>> Begin INFORMATION PROVIDED

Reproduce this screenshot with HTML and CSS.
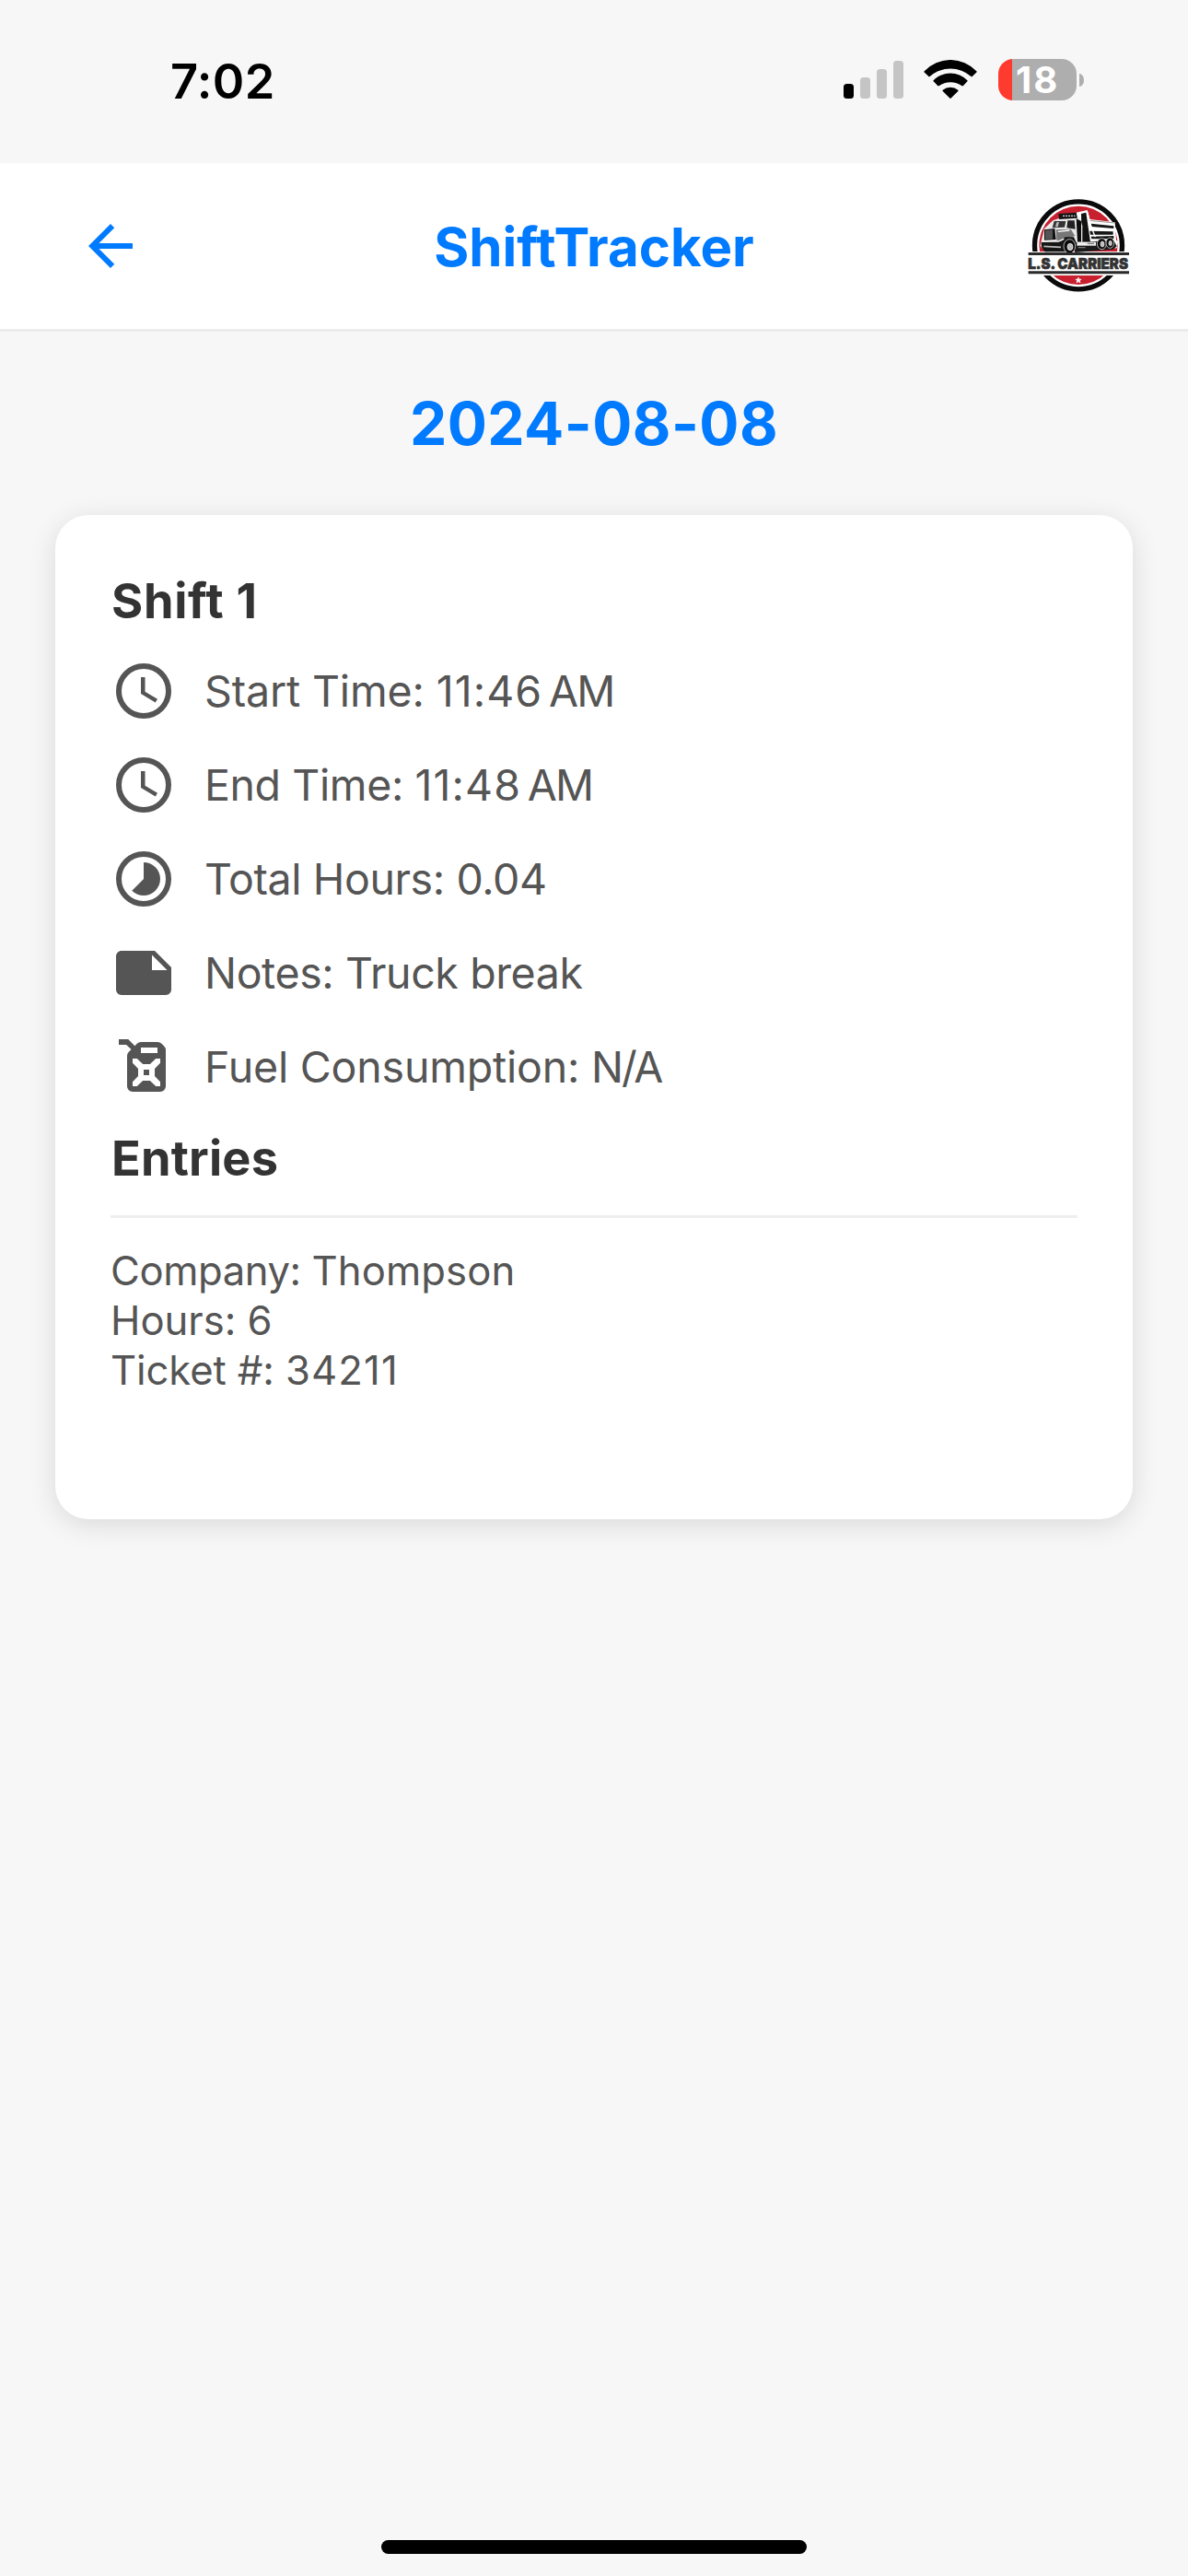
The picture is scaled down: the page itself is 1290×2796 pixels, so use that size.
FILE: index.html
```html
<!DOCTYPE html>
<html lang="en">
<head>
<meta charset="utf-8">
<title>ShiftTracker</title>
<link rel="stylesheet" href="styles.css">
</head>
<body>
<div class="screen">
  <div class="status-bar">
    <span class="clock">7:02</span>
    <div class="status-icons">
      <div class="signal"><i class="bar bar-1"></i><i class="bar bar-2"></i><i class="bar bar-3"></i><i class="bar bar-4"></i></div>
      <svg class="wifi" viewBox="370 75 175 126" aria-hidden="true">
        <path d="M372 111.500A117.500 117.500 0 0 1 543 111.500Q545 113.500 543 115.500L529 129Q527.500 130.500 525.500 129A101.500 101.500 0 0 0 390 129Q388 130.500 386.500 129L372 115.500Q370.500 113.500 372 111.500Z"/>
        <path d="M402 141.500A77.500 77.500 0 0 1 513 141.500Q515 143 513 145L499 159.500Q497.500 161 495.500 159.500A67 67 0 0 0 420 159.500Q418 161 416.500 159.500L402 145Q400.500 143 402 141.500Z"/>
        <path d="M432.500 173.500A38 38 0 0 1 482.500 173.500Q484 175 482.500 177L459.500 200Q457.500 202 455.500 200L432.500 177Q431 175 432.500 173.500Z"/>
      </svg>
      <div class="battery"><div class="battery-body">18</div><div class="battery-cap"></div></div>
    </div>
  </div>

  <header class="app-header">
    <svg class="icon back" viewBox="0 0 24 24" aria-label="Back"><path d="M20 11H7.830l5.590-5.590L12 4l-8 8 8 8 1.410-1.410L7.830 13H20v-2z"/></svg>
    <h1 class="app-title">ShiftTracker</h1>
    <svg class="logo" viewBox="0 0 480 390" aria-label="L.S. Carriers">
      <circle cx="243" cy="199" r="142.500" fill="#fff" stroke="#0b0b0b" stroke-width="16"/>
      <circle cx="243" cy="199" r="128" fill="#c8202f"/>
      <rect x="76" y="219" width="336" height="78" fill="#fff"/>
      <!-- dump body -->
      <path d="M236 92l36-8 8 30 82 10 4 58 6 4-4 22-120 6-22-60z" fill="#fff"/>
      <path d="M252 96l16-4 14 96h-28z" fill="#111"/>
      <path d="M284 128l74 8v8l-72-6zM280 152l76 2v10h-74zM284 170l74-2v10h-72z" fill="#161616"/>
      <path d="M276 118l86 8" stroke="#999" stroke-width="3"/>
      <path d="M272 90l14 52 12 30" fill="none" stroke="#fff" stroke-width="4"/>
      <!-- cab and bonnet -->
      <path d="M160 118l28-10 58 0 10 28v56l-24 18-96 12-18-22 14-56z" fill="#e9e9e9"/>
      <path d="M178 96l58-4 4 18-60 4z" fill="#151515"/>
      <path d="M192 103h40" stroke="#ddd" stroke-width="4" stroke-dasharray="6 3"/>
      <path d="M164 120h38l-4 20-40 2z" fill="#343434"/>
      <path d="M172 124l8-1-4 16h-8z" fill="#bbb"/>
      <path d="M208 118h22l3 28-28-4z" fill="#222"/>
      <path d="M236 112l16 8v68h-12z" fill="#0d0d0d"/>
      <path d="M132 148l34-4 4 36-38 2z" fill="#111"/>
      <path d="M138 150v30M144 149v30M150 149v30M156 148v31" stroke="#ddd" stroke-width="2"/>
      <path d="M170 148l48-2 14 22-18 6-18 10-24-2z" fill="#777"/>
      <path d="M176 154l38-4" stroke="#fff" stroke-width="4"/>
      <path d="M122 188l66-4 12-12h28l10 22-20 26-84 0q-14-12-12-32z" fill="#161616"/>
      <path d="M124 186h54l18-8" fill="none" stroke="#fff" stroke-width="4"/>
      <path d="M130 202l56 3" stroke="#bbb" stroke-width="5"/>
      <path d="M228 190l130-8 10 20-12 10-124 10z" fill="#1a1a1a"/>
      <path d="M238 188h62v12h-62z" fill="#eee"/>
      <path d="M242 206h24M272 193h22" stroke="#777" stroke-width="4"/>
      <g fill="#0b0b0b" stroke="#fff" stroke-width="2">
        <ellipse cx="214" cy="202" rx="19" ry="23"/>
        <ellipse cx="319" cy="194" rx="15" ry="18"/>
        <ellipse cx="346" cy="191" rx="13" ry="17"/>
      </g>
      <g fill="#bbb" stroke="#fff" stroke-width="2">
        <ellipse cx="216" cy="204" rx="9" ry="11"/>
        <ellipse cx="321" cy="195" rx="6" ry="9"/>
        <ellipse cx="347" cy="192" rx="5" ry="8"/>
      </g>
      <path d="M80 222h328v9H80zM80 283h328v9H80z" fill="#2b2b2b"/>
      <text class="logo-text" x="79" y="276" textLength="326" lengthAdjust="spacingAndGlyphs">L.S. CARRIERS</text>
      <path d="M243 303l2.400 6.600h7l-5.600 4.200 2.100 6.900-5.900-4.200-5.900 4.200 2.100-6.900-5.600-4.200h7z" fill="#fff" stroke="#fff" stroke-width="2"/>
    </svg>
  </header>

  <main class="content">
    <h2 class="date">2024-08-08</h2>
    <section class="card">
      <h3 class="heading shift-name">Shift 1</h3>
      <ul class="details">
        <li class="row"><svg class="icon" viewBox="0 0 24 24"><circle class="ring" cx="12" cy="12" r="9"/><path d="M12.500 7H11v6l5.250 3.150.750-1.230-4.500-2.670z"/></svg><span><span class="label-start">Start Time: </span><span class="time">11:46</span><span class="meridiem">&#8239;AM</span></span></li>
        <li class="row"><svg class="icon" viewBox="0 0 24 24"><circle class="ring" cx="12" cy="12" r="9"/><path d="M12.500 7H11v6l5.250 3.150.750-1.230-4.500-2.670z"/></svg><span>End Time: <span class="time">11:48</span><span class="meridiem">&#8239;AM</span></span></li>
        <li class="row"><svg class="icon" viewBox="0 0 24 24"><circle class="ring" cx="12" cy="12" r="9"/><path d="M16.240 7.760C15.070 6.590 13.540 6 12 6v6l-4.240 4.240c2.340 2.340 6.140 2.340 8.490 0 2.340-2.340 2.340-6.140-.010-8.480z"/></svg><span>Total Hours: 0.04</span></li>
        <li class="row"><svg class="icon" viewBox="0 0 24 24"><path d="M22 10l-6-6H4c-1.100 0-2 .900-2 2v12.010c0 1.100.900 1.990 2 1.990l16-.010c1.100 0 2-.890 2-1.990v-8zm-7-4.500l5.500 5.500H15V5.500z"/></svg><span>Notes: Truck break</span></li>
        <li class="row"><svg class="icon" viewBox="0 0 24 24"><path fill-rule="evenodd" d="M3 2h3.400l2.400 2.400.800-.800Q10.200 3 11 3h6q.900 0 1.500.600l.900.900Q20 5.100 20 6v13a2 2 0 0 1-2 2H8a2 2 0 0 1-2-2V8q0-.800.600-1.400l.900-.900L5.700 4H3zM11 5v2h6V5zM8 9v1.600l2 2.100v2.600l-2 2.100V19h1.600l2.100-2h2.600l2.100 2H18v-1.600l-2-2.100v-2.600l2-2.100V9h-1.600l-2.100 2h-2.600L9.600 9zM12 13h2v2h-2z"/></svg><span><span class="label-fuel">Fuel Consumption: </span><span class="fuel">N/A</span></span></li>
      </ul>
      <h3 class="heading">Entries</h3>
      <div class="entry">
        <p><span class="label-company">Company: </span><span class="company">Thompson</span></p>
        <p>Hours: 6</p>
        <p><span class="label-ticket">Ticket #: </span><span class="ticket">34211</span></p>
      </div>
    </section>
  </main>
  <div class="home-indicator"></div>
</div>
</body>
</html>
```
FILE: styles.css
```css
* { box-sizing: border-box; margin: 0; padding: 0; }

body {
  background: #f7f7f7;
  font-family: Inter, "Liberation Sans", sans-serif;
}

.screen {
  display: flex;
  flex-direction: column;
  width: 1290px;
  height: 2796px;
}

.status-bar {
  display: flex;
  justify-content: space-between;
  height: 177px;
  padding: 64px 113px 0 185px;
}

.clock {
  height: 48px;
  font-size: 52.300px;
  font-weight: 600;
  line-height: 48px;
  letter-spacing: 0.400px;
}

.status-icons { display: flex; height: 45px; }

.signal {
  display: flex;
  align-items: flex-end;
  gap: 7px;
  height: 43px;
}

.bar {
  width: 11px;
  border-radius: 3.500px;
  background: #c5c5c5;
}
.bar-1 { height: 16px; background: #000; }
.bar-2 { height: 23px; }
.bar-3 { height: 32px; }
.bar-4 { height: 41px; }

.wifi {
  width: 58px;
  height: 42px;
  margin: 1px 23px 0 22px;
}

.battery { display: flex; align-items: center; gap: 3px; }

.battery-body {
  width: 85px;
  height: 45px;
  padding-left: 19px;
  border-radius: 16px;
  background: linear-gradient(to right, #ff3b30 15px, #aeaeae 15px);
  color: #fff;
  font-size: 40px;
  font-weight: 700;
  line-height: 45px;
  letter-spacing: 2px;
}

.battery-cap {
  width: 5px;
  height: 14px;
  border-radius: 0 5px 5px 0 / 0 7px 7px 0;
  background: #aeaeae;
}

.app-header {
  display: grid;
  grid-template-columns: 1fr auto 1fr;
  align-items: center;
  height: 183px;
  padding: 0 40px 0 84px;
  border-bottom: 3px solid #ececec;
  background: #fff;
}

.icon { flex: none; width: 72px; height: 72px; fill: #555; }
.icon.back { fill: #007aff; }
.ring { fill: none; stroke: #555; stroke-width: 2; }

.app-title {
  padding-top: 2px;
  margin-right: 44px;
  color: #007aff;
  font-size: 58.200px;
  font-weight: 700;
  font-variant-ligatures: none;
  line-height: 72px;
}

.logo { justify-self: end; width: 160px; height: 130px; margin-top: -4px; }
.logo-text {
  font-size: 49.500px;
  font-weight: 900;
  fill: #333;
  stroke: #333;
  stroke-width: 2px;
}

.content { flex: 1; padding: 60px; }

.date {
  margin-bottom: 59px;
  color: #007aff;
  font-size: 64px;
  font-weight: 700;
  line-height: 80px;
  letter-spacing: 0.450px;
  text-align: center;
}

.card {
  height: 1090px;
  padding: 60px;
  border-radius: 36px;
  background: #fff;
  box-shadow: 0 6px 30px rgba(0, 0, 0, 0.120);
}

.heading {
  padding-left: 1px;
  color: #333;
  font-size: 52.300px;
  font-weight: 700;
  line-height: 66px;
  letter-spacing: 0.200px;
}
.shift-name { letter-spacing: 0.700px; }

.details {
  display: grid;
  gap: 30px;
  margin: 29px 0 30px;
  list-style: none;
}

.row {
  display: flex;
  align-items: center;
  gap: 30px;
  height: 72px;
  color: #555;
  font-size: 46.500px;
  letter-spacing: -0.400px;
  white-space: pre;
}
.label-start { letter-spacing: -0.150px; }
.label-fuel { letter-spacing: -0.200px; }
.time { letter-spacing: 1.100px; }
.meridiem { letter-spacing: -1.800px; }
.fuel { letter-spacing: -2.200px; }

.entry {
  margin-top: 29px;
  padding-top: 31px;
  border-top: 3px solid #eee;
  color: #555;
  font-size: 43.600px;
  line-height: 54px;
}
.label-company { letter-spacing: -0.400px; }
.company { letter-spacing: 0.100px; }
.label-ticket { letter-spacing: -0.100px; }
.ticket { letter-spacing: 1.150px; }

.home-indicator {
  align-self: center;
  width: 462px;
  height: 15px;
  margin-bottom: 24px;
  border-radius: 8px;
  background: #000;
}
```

>> End INFORMATION PROVIDED

**WHAT YOU WILL DO:**
Select and copy each line from the data that includes the word "size".

**THE RESULT:**
The picture is scaled down: the page itself is 1290×2796 pixels, so use that size.
  font-size: 52.300px;
  font-size: 40px;
  font-size: 58.200px;
  font-size: 49.500px;
  font-size: 64px;
  font-size: 52.300px;
  font-size: 46.500px;
  font-size: 43.600px;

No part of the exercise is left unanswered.